This is a profiling question, so step 1 is always: take measurements.
For a target of 60Hz, you've got a budget of approximately 16ms (16.66 in reality, but you probably want to keep that extra two-thirds of a milli spare for OS spikes).
First measure how much time each part of your scene is taking to render, and map that out against your budget to see where you're currently at.
Then adjust those numbers to where you'd like to be (in this version, they should sum to 16ms or less! )
I'm not too experienced with Unity, so I'm not sure how good it's profiling tools are here... As an alternative, there's tools from NVidia/AMD/Intel/Microsoft that you may be able to use to gather this kind of data....
As an example, a frame-capture from my game currently looks like this:
The total frame time is 10.585 ms in this capture (~94fps). That's already 60Hz, so let's say I'm trying to get to 120Hz (a budget of ~8ms).
I can now look through each of the passes and objects and look for low-hanging fruit. The bigger something is on the graph, the more impact a micro-optimization to it's shader will make. Even cutting out a single multiplication from a shader can have a big impact if it's being used to draw a million pixels.
The two rectangles right before FXAA are Hud at 0.061ms, and Tonemap at 0.198 ms -- so trying to micro-optimize the Tonemap shader probably isn't worth it.
Seeing tonemapping is taking ~0.2ms, a 10% improvement in that shader would bring me from 94.47fps (10.585ms) up to 94.65fps (10.565ms)

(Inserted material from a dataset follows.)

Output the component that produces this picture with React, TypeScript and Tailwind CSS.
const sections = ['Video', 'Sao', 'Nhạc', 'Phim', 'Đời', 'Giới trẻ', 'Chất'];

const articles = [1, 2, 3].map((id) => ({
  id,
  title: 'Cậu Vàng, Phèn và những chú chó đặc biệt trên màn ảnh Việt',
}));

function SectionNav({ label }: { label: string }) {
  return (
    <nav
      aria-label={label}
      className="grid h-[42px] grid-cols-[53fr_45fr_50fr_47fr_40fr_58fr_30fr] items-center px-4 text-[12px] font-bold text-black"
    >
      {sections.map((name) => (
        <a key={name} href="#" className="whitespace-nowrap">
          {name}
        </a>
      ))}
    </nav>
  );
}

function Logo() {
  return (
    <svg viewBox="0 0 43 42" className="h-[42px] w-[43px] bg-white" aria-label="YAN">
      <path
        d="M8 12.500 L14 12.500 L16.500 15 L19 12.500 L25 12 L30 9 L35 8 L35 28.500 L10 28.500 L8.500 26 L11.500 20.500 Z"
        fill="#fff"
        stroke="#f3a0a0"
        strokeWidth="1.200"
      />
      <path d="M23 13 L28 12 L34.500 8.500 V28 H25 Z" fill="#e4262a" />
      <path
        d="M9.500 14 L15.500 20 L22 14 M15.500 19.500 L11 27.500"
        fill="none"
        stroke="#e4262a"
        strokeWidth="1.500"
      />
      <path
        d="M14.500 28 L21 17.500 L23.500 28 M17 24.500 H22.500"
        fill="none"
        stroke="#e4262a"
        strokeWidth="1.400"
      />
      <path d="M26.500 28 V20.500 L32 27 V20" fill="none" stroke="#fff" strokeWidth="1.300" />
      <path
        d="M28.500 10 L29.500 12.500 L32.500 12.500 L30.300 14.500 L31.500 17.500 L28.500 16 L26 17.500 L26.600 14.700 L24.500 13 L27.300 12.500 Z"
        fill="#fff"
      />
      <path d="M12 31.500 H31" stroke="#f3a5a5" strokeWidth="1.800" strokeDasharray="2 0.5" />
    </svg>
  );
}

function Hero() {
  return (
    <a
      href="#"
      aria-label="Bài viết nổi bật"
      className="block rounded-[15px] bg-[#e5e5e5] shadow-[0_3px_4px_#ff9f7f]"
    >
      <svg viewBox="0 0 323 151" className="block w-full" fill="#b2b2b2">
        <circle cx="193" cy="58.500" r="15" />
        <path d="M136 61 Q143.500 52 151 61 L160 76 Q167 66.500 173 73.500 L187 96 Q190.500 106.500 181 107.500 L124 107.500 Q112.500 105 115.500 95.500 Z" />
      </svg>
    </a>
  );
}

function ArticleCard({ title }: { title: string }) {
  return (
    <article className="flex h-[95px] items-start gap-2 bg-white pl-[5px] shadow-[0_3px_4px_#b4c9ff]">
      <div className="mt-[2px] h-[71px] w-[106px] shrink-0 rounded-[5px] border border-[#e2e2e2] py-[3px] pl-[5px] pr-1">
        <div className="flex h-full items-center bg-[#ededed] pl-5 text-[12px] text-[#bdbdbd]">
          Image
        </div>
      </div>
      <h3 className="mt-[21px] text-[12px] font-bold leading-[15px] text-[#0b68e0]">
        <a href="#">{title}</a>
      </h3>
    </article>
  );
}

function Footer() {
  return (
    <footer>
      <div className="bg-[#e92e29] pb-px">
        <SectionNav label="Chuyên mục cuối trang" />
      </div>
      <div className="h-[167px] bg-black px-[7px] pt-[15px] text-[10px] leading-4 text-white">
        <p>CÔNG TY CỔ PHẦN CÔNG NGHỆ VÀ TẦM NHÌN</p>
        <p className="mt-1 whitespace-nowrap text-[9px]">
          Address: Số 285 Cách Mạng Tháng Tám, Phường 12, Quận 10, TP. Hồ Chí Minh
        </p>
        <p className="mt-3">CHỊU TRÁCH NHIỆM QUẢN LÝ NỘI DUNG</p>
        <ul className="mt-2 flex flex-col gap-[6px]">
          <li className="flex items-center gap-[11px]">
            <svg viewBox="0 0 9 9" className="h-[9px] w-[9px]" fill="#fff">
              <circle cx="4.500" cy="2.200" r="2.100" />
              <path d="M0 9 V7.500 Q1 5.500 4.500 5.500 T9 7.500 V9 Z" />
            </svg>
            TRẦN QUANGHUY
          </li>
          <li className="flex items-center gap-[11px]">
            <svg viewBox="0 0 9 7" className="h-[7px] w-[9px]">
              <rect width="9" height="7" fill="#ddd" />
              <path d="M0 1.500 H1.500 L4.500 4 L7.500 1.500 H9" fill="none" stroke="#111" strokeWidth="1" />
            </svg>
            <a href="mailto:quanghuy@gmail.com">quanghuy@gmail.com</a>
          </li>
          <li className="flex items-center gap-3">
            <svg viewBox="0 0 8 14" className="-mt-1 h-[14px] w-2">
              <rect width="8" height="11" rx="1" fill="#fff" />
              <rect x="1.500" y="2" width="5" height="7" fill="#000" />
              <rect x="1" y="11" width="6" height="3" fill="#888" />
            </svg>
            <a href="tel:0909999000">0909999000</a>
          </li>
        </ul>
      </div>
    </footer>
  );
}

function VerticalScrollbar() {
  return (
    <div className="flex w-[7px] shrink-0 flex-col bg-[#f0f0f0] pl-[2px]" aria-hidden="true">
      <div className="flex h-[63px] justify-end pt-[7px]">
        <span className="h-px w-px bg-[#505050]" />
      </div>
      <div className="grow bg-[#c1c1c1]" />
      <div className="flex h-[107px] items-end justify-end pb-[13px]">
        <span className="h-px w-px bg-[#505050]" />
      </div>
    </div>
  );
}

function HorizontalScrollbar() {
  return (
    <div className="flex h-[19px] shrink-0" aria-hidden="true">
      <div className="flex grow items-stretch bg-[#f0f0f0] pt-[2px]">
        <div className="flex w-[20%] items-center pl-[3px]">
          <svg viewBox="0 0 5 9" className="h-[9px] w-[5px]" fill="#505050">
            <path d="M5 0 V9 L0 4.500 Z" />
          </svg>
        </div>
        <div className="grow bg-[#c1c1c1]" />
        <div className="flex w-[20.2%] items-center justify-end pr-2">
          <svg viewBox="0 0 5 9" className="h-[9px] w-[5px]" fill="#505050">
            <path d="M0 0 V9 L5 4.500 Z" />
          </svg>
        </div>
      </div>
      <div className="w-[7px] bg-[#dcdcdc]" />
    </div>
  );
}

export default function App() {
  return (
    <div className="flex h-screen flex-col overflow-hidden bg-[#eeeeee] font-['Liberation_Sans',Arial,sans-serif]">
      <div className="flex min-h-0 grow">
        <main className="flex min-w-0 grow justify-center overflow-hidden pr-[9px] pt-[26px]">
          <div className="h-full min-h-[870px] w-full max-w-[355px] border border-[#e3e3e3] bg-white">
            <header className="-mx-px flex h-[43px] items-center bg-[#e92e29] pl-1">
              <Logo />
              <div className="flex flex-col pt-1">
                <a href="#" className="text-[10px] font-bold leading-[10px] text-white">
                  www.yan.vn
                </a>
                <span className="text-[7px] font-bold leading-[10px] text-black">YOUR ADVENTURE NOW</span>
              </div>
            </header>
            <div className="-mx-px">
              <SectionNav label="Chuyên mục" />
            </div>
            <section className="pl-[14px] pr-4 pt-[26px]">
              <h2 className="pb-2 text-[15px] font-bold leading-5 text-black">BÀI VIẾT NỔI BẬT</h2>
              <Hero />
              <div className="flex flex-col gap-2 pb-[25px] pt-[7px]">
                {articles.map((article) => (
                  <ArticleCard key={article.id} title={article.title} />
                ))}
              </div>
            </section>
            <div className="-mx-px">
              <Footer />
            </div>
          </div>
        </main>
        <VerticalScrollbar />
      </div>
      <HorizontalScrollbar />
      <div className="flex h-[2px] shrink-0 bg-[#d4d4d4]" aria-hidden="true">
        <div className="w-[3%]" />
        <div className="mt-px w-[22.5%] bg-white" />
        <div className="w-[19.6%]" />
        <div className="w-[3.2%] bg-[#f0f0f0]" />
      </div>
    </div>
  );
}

However, inside the GBuffer pass, I can see that there's an object called "Platforms_Beam_13|geometries_94|Substance_Library1.pewter_002" which alone is taking up 2.293ms, which is anomalous compared to the other objects in the scene -- it alone is over half of the GBuffer pass' cost, and I know that it's a tiny little ring at the bottom of a spotlight in the distance! This immediately stands out to me as a problem, so it would go on the top of my list of problems to investigate. If I can eliminate that anomalous object, then I might be able to bump the frame-rate from ~94fps to ~116fps.

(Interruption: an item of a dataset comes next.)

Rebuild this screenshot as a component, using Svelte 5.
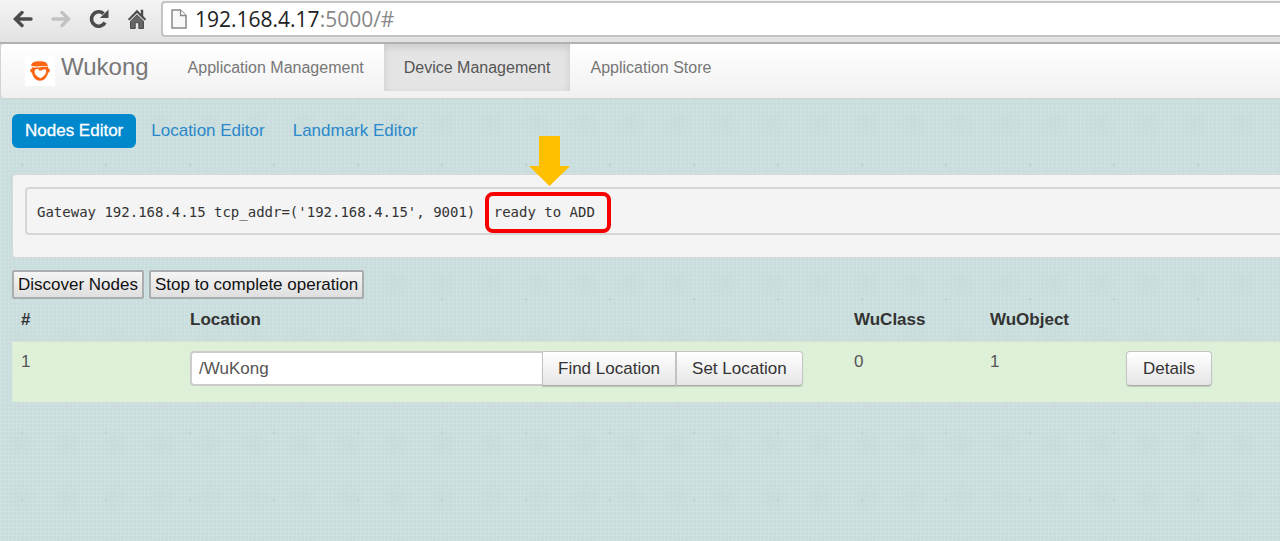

After addressing that problem, I might decide that the sky is taking up too much of my budget -- I'm spending ~1.5ms on lighting, but ~3ms on drawing the background. That intuitively seems out of balance. So the next item on my list would be to go over the algorithms being used by the sky renderer -- are there any algorithmic improvements that can change the big-O cost of the pass? After that, can I simply change the amount of work being done as a quality trade-off -- can I render it at a reduced resolution and then up-scale the results? Mixed resolution rendering for low-frequency-detail passes often delivers performance improvements approaching 4x to 16x. After that, I'd look at micro-optimizing the shader code. Can the code be mathematically rearranged to do the same thing with less instructions? Can multiple shaders be joined into one, or can one big shader be split into multiple simpler ones to make them run on the GPU more efficiently? Can I change the texture formats being used to reduce bandwidth? Can the data be packed better? For these micro-optimization tasks, a shader profiler from AMD/NVidia/Intel is a great tool to have, as it can tell you theoretical performance characteristics of a shader just by looking at the code, letting you experiment with these trade-offs quickly.

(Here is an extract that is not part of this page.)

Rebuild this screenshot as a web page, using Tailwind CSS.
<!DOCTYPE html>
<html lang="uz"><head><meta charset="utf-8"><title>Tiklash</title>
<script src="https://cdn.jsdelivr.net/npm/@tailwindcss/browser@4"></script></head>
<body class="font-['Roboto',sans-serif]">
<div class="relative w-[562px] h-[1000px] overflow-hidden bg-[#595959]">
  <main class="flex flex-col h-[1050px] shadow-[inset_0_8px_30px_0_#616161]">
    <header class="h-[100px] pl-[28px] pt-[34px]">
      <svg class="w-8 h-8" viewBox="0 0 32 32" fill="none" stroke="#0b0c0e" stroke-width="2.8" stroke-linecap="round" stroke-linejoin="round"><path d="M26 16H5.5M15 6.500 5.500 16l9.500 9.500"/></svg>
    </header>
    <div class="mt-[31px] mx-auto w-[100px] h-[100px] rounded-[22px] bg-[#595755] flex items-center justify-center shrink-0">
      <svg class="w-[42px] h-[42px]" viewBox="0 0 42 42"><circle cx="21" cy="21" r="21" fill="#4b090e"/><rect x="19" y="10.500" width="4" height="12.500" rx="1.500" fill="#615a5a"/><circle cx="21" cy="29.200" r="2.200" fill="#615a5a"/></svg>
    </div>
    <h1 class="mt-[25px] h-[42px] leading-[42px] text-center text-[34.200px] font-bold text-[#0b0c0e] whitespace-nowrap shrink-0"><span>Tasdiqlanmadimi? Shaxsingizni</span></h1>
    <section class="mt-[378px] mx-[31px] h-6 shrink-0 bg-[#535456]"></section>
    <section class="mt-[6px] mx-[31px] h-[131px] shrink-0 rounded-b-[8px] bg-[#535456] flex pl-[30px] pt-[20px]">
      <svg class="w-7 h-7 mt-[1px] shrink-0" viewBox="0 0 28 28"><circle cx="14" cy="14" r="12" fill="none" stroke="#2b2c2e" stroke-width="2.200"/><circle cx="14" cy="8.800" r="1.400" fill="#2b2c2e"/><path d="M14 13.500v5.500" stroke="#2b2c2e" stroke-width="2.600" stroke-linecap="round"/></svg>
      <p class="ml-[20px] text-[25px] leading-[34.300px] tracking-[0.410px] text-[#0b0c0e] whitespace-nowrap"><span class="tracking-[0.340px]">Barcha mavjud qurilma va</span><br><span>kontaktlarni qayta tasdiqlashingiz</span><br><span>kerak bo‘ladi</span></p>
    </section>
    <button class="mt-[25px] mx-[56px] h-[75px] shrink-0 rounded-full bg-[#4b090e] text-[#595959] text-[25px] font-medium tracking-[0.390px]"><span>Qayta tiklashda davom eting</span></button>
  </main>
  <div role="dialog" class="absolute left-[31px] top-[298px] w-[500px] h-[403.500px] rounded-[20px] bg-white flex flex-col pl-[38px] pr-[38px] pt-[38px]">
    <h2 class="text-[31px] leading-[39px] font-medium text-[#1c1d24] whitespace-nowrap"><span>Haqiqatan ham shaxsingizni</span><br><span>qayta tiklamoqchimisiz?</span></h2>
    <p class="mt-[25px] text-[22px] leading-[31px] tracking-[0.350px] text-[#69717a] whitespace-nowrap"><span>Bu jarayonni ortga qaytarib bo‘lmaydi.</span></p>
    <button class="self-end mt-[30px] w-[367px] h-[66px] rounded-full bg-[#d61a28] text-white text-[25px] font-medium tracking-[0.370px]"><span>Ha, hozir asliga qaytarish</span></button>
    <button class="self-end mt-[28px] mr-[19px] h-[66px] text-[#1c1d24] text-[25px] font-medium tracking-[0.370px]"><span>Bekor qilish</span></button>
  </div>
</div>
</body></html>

After that, maybe I've recovered 1.5ms from the sky pass, and 2ms from the gbuffer pass, which would bring me down to 8ms / 120Hz
I'd then have to repeat this work for many different scenes and view-points within the game, to ensure that the different passes remain within their budgets at all times. If a particular level causes the renderer to exceed it's budgets, then you can either repeat this work of optimizing the renderer, or work alongside the content creators to help them optimize their level by removing/rearranging object/effect placements.
[edit] Everything I've mentioned above us focusing on GPU time per frame.
It's important though to really understand the difference between GPU frametime and CPU frametime. You need tools that can measure both of them independently from each other. Whichever one is higher, is your "bottleneck". e.g maybe your GPU frametime is 8ms, meaning it could be running at 120Hz, but, your CPU frametime is 50ms, meaning that you're stuck at 20Hz :(
Whichever processor is the bottleneck, is the one that you should optimize for first. Usually if the GPU is the bottleneck, then the CPU will spend a lot of time idling inside a function like SwapBuffers, Flip, or Present -- which is where it waits for the GPU to finish the previous frame's commands.
e.g. another shot from my engine -- the rendering thread on the CPU submits a whole load of draw-calls (the rainbow of stripes), and then gets stuck inside the Present function, indicating that the GPU is running too slow, causing the CPU to wait for it to catch up.
If the CPU is actually your bottleneck, then micro-optimizing shaders is useless. Instead, as frob mentions below, you probably need to look into reducing batch counts to reduce the amount of work that the CPU rendering thread is requried to perform.